CHAPTER IX: RECOMMENDATIONS FOR INTERPRETATION, CULTURAL RESOURCES MANAGEMENT, AND FURTHER RESEARCH

A. Interpretation and Cultural Resources Management 1041
B. Further Research 1042

The author’s recommendations relative to cultural resources management, interpretive efforts, and further studies that would enhance understanding and protection of Yosemite’s historical resources include:

A. Interpretation and Cultural Resources Management

1. Increasing interpretation of related historical, natural resource, and construction projects. For instance, in the Old Village area it would be enlightening to show pictures of the early buildings, explain the area’s history and land use, and discuss the naturalization process.

2. Undertaking a backcountry survey. Proposals for a Wilderness Historic Resources Survey and Historic Base Map Revision have been submitted for consideration. Information gathered would be added to the park Geographic Information System and onto new maps. The survey would search out blazes, old trails, cabins, and other historical features over a period of eight summers. National Register nominations should be prepared as part of the project.

3. Undertaking a trail, bridge, and dam survey throughout the park, including recordation of cobbled trail sections and retaining banks, culverts, and associated trail maintenance campsites. The project should include the man-made dams in the valley stream system. Again National Register evaluations should be made.

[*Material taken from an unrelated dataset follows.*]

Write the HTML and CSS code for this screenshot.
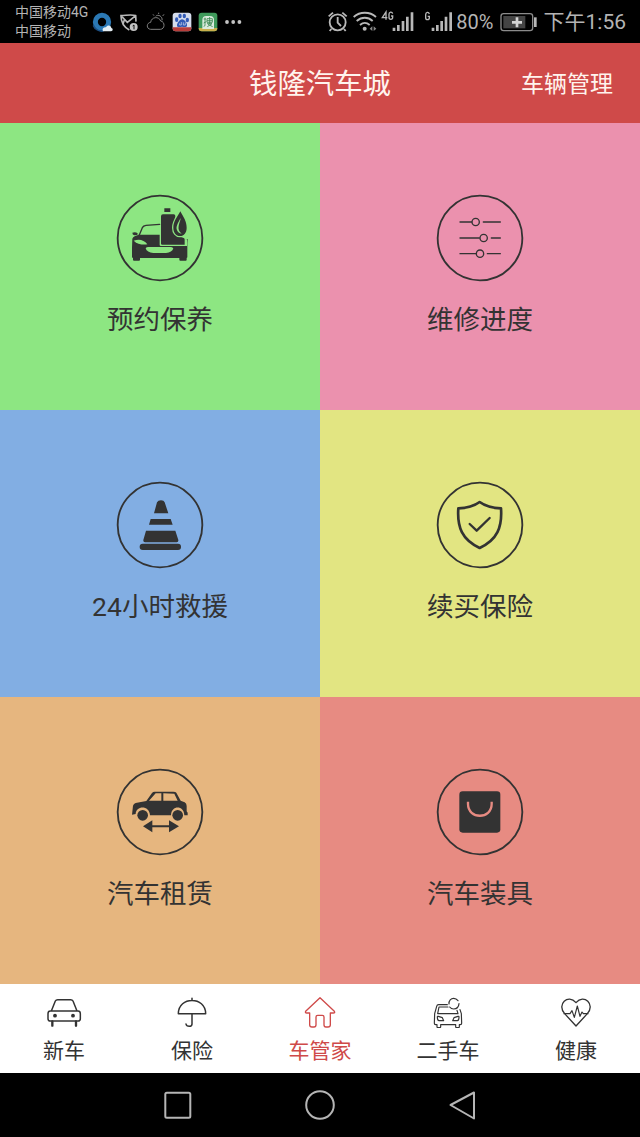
FILE: index.html
```html
<!DOCTYPE html>
<html lang="zh-CN">
<head>
    <meta charset="UTF-8">
    <meta name="viewport" content="width=device-width, initial-scale=1.0">
    <title>钱隆汽车城</title>
    <link rel="stylesheet" href="styles.css">
</head>
<body>
    <div class="status-bar">
        <div class="carriers">
            <div>中国移动4G</div>
            <div>中国移动</div>
        </div>
        <div class="notifications">
            <svg width="21" height="22" viewBox="276 33 63 66">
                <circle cx="306" cy="66" r="20" fill="none" stroke="#2b78b4" stroke-width="15"/>
                <path d="M280 76a28 28 0 0 0 30 17" fill="none" stroke="#1b4f83" stroke-width="5"/>
                <path d="M309 94c-4-9 3-14 9-12 4-9 16-6 16 2 6 1 5 10-1 10z" fill="#e4edf2"/>
            </svg>
            <svg width="20" height="22" viewBox="360 33 60 66" fill="none" stroke="#b9b9b9" stroke-width="5">
                <path d="M391 90c-16-9-25-22-25-43 15 0 28-5 44 0l1 18M367 48l18 19 25-20M376 60l-4 12"/>
                <circle cx="404" cy="81" r="12" fill="#c4c4c4" stroke="none"/>
                <path d="M401 78l4-3v13" stroke="#111" stroke-width="3"/>
            </svg>
            <svg width="20" height="22" viewBox="437 33 60 66" fill="none" stroke="#808080" stroke-width="3">
                <path d="M451 88c-14-1-13-20 0-21 2-17 25-19 30-4 14 2 13 25-1 25z"/>
                <path d="M466 49c7-8 22 1 19 12M475 38v4M458 43l3 4M491 43l-4 5"/>
            </svg>
            <svg width="20" height="20" viewBox="517 36 60 60">
                <rect x="519" y="38" width="56" height="56" rx="9" fill="#d5dcec"/>
                <path d="M519 82h56v3q0 9-9 9h-38q-9 0-9-9z" fill="#b83d3a"/>
                <g fill="#3159b5">
                    <ellipse cx="531" cy="59" rx="5" ry="7"/>
                    <ellipse cx="541" cy="48" rx="5" ry="7"/>
                    <ellipse cx="554" cy="48" rx="5" ry="7"/>
                    <ellipse cx="563" cy="60" rx="5" ry="7"/>
                    <path d="M547 58c8 0 17 13 15 19-2 7-10 3-15 3s-14 4-15-3c-1-6 8-19 15-19z"/>
                </g>
                <path d="M540 70v5h5v-9M551 67v8h6v-8" fill="none" stroke="#d5dcec" stroke-width="2"/>
            </svg>
            <svg width="20" height="20" viewBox="597 36 60 60">
                <rect x="599" y="38" width="56" height="56" rx="9" fill="#3f9a5b"/>
                <path d="M599 84h56q0 10-9 10h-38q-9 0-9-10z" fill="#c9b04c"/>
                <path d="M610 87V60q0-12 12-12h11q12 0 12 12v27z" fill="#dbeadd"/>
                <path d="M614 57h7M618 53v24l-4 2M614 69l8-4M624 56h16v11h-16zM632 51v21M624 62h16M624 71h15l-14 9M627 73l14 7" fill="none" stroke="#3a8751" stroke-width="2.5"/>
            </svg>
            <svg class="more" width="18" height="6" viewBox="0 0 18 6" fill="#c4c4c4">
                <circle cx="3" cy="3" r="1.9"/><circle cx="9.2" cy="3" r="1.9"/><circle cx="15.4" cy="3" r="1.9"/>
            </svg>
        </div>
        <div class="system">
            <svg width="88" height="24" viewBox="24 30 264 72" fill="none" stroke="#b8b8b8" stroke-width="5.5">
                <circle cx="56" cy="67" r="24"/>
                <path d="M56 51v17l10 10M29 49l13-11M70 38l13 11M37 87l-5 6M75 87l5 6"/>
                <path d="M104 51c19-17 48-17 67 0M113 63c15-13 34-13 48 0M123 75c9-8 20-8 29 0"/>
                <circle cx="137" cy="86" r="6" fill="#b8b8b8" stroke="none"/>
                <path d="M152 86l8-7v14zM172 86l-8-7v14z" fill="#8a8a8a" stroke="none"/>
                <path d="M225 83v10M238 75v18M252 63v30M265 50v43M279 37v56" stroke-width="8"/>
                <path d="M201 59V36l-11 17h15M221 41c-2-7-11-6-11 2v9c0 8 11 8 11 0v-4h-5" stroke-width="4"/>
            </svg>
            <svg class="sim2" width="29" height="24" viewBox="314 30 87 72" fill="none" stroke="#b8b8b8">
                <path d="M341 83v10M354 75v18M367 63v30M380 50v43M394 37v56" stroke-width="8"/>
                <path d="M330 42c-2-7-11-6-11 2v9c0 8 11 8 11 0v-4h-5" stroke-width="4"/>
            </svg>
            <span class="percent">80%</span>
            <svg class="battery" width="38" height="20" viewBox="540 36 114 60">
                <rect x="543" y="41" width="95" height="51" rx="8" fill="none" stroke="#8b8b8b" stroke-width="4"/>
                <rect x="550" y="48" width="66" height="37" fill="#444"/>
                <path d="M591 52v30M576 67h30" stroke="#d4d4d4" stroke-width="8"/>
                <path d="M646 52v29" stroke="#b8b8b8" stroke-width="8"/>
            </svg>
            <span class="clock">下午1:56</span>
        </div>
    </div>

    <header class="header">
        <h1>钱隆汽车城</h1>
        <a class="manage">车辆管理</a>
    </header>

    <main class="grid">
        <div class="tile green">
            <svg class="tile-icon" viewBox="17 13 264 264">
                <circle class="ring" cx="149" cy="145" r="127"/>
                <path d="M66 129q9-4 16 2l-1 5-9 1q-6-1-6-8z"/>
                <path d="M86 138l10-24q3-6 11-7l41-3" class="line" stroke-width="4"/>
                <path d="M66 147q2-5 7-7l12-5h63v31q0 3 4 3h78v-20h-6l8-1-1 12v42q0 3-3 3H69q-4 0-4-3v-27z"/>
                <path d="M70 153c16-6 31-3 41 11-14 2-32-1-41-11z" fill="#8de682"/>
                <path d="M106 176q2-4 8-4h66q6 0 9 4-4 13-22 14h-38q-19-1-23-14z" fill="#8de682"/>
                <path d="M162 56h18v11h-18zM158 74h32q5 0 5 5l2 57 23 9q3 1 3 5v15h-67q-4 0-4-3V80q0-6 6-6z"/>
                <path d="M210 65c10 18 19 30 19 49 0 15-8 25-20 25s-20-10-20-25c0-19 11-31 21-49z" stroke="#8de682" stroke-width="8" paint-order="stroke"/>
                <path d="M211 85c-7 13-14 24-12 34 3 9 8 13 15 13-8-6-11-14-9-23 1-9 5-14 6-24z" fill="#8de682"/>
                <path d="M68 205h21v5q0 3-3 3H71q-3 0-3-3zM207 205h22v5q0 3-3 3h-16q-3 0-3-3z"/>
            </svg>
            <p>预约保养</p>
        </div>
        <div class="tile pink">
            <svg class="tile-icon" viewBox="17 13 264 264">
                <circle class="ring" cx="149" cy="145" r="127"/>
                <g class="line" stroke-width="4">
                    <path d="M89 97h35M159 97h51M89 145h58M183 145h27M89 192h47M171 192h39"/>
                    <circle cx="136" cy="97" r="11"/>
                    <circle cx="160" cy="145" r="11"/>
                    <circle cx="149" cy="192" r="11"/>
                </g>
            </svg>
            <p>维修进度</p>
        </div>
        <div class="tile blue">
            <svg class="tile-icon" viewBox="17 13 264 264">
                <circle class="ring" cx="149" cy="145" r="127"/>
                <path d="M131 110l9-33q3-6 12-6t11 6l11 33zM121 127h60l6 17h-71zM107 162h88l9 28q1 7-5 7H104q-6 0-5-7z"/>
                <rect x="88" y="201" width="124" height="19" rx="9"/>
            </svg>
            <p>24小时救援</p>
        </div>
        <div class="tile yellow">
            <svg class="tile-icon" viewBox="17 13 264 264">
                <circle class="ring" cx="149" cy="145" r="127"/>
                <path d="M148 76c15 11 35 18 64 19 4 57-11 94-64 119-53-25-68-62-64-119 29-1 49-8 64-19z" class="line" stroke-width="8"/>
                <path d="M118 142l21 20 39-38" class="line" stroke-width="7"/>
            </svg>
            <p>续买保险</p>
        </div>
        <div class="tile orange">
            <svg class="tile-icon" viewBox="17 13 264 264">
                <circle class="ring" cx="149" cy="145" r="127"/>
                <path fill-rule="evenodd" d="M65 153l3-27q2-6 8-8l32-6 17-24q3-4 8-4h56q7 0 9 3l13 24 12 5q6 3 6 11v16l3 4v8h-10c-1-31-39-31-40 0h-63c-1-31-42-31-43-4zM116 111h37V89h-17zM159 89v22h43l-10-21z"/>
                <circle cx="97" cy="155" r="16"/>
                <circle cx="202" cy="155" r="16"/>
                <path d="M98 188l28-18v15h50v-15l30 18-30 18v-15h-50v15z"/>
            </svg>
            <p>汽车租赁</p>
        </div>
        <div class="tile red">
            <svg class="tile-icon" viewBox="17 13 264 264">
                <circle class="ring" cx="149" cy="145" r="127"/>
                <rect x="87" y="83" width="123" height="124" rx="10"/>
                <path d="M113 114v7c0 47 71 47 71 0v-7" fill="none" stroke="#e78b82" stroke-width="7"/>
            </svg>
            <p>汽车装具</p>
        </div>
    </main>

    <nav class="tab-bar">
        <a class="tab">
            <svg viewBox="138 48 108 96" stroke-width="4.5">
                <path d="M154 93l12-30q2-4 7-4h39q5 0 7 4l12 30M151 93h83q7 0 7 8v15q0 7-7 7h-83q-7 0-7-7v-15q0-8 7-8z"/>
                <path d="M157 124v13M228 124v13" stroke-width="7"/>
                <circle cx="165" cy="107" r="3.5" fill="currentColor"/>
                <circle cx="219" cy="107" r="3.5" fill="currentColor"/>
            </svg>
            <span>新车</span>
        </a>
        <a class="tab">
            <svg viewBox="522 48 108 96" stroke-width="4.5">
                <path d="M576 55v6M535 101c0-53 82-53 82 0zM576 101v31q0 7-8 7-9 0-10-7"/>
            </svg>
            <span>保险</span>
        </a>
        <a class="tab active">
            <svg viewBox="906 48 108 96" stroke-width="4">
                <path d="M960 53l43 41q3 5-3 5h-9v35q0 7-7 7h-6q-6 0-6-7v-23q0-5-5-5h-14q-5 0-5 5v23q0 7-6 7h-6q-7 0-7-7V99h-9q-5 0-3-5z"/>
            </svg>
            <span>车管家</span>
        </a>
        <a class="tab">
            <svg viewBox="330 48 108 96" stroke-width="3.5">
                <path d="M382 74h-26q-5 0-6 5l-6 22-1 29q0 4 4 4h4v6q0 3 3 3h5q3 0 3-3v-6h45v6q0 3 3 3h5q3 0 3-3v-6h3q4 0 4-4l-1-29-4-12M384 81h-27l-4 20h61l-3-10"/>
                <path d="M387 72c-1-11 6-17 14-17 6 0 10 3 13 7M417 71c-1 10-8 16-16 16-5 0-9-2-12-6"/>
                <path d="M352 111q0-3 3-2l12 4 4 9h-14q-5 0-5-11zM417 111q0-3-3-2l-12 4-4 9h14q5 0 5-11z"/>
            </svg>
            <span>二手车</span>
        </a>
        <a class="tab">
            <svg viewBox="714 48 108 96" stroke-width="4">
                <path d="M768 138l-34-37c-25-27 10-61 34-33 24-28 59 6 34 33z"/>
                <path d="M732 101h18l6-9 7 20 9-34 8 31 6-13 4 5h14" stroke-width="3.5"/>
            </svg>
            <span>健康</span>
        </a>
    </nav>

    <div class="system-nav">
        <svg viewBox="0 0 32 32"><rect x="3.3" y="3.8" width="25" height="25" rx="1.5"/></svg>
        <svg viewBox="0 0 32 32"><circle cx="16" cy="16" r="13.8"/></svg>
        <svg viewBox="0 0 32 32"><path d="M28 3.5v26L4.5 16z"/></svg>
    </div>
</body>
</html>
```

FILE: styles.css
```css
* {
    margin: 0;
    padding: 0;
    box-sizing: border-box;
}

body {
    width: 640px;
    height: 1137px;
    display: flex;
    flex-direction: column;
    overflow: hidden;
    background: #000;
    font-family: Roboto, "Noto Sans CJK SC", sans-serif;
    color: #333;
}

svg {
    display: block;
    flex-shrink: 0;
}

/* status bar */
.status-bar {
    height: 43px;
    display: flex;
    align-items: center;
    padding: 0 14px 0 15px;
    color: #b4b4b4;
}

.carriers {
    width: 77px;
    font-size: 14px;
    line-height: 19px;
    white-space: nowrap;
}

.notifications {
    display: flex;
    align-items: center;
    gap: 6.3px;
}

.system {
    display: flex;
    align-items: center;
    margin-left: auto;
}

.sim2 {
    margin-left: 9px;
}

.percent {
    margin-left: 3px;
    font-size: 20px;
}

.battery {
    margin-left: 6px;
}

.clock {
    margin-left: 6px;
    padding-bottom: 3px;
    font-size: 21px;
    white-space: nowrap;
}

/* header */
.header {
    height: 80px;
    display: grid;
    grid-template-columns: 1fr auto 1fr;
    align-items: center;
    padding: 0 27px 3px;
    background: #cf4a49;
    color: #fff4ee;
}

.header h1 {
    grid-column: 2;
    font-size: 28.4px;
    font-weight: 400;
}

.manage {
    justify-self: end;
    font-size: 23px;
}

/* tiles */
.grid {
    height: 861px;
    display: grid;
    grid-template-columns: 1fr 1fr;
    grid-template-rows: repeat(3, 1fr);
}

.tile {
    display: flex;
    flex-direction: column;
    align-items: center;
    padding-top: 71px;
}

.tile-icon {
    width: 88px;
    height: 88px;
    fill: #333;
}

.ring {
    fill: none;
    stroke: #333;
    stroke-width: 5.5;
}

.line {
    fill: none;
    stroke: #333;
    stroke-linecap: round;
    stroke-linejoin: round;
}

.tile p {
    margin-top: 19px;
    font-size: 26.5px;
    line-height: 38px;
}

.green { background: #8de682; }
.pink { background: #eb91ae; }
.blue { background: #82aee3; }
.yellow { background: #e2e582; }
.orange { background: #e6b67f; }
.red { background: #e78b82; }

/* bottom tabs */
.tab-bar {
    height: 89px;
    display: grid;
    grid-template-columns: repeat(5, 1fr);
    background: #fff;
}

.tab {
    display: flex;
    flex-direction: column;
    align-items: center;
    padding-top: 12px;
}

.tab svg {
    width: 36px;
    height: 32px;
    fill: none;
    stroke: currentColor;
    stroke-linecap: round;
    stroke-linejoin: round;
}

.tab span {
    margin-top: 8px;
    font-size: 21px;
    line-height: 30px;
}

.tab.active {
    color: #cf4a49;
}

.system-nav {
    height: 64px;
    display: flex;
    justify-content: center;
    align-items: center;
    gap: 110px;
}

.system-nav svg {
    width: 32px;
    height: 32px;
    fill: none;
    stroke: #b5b5b5;
    stroke-width: 2;
    stroke-linejoin: round;
}
```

4. Undertaking archeological studies of historical properties within the park, especially in Yosemite Valley, and at El Portal, Glacier Point, Wawona, Mariposa Grove, Tuolumne Meadows, Hetch Hetchy, Foresta/Big Meadow, and in the backcountry. Archeological remains of historic properties have not been investigated to any great extent and could turn out to be a rich source of material culture, yielding information relative to the socioeconomic development and historic occupation of Yosemite and the Sierra in general.

5. Training new and seasonal employees, especially those working in the backcountry, in the value of historical resources and the park’s need to protect them against relic hunters and vandals.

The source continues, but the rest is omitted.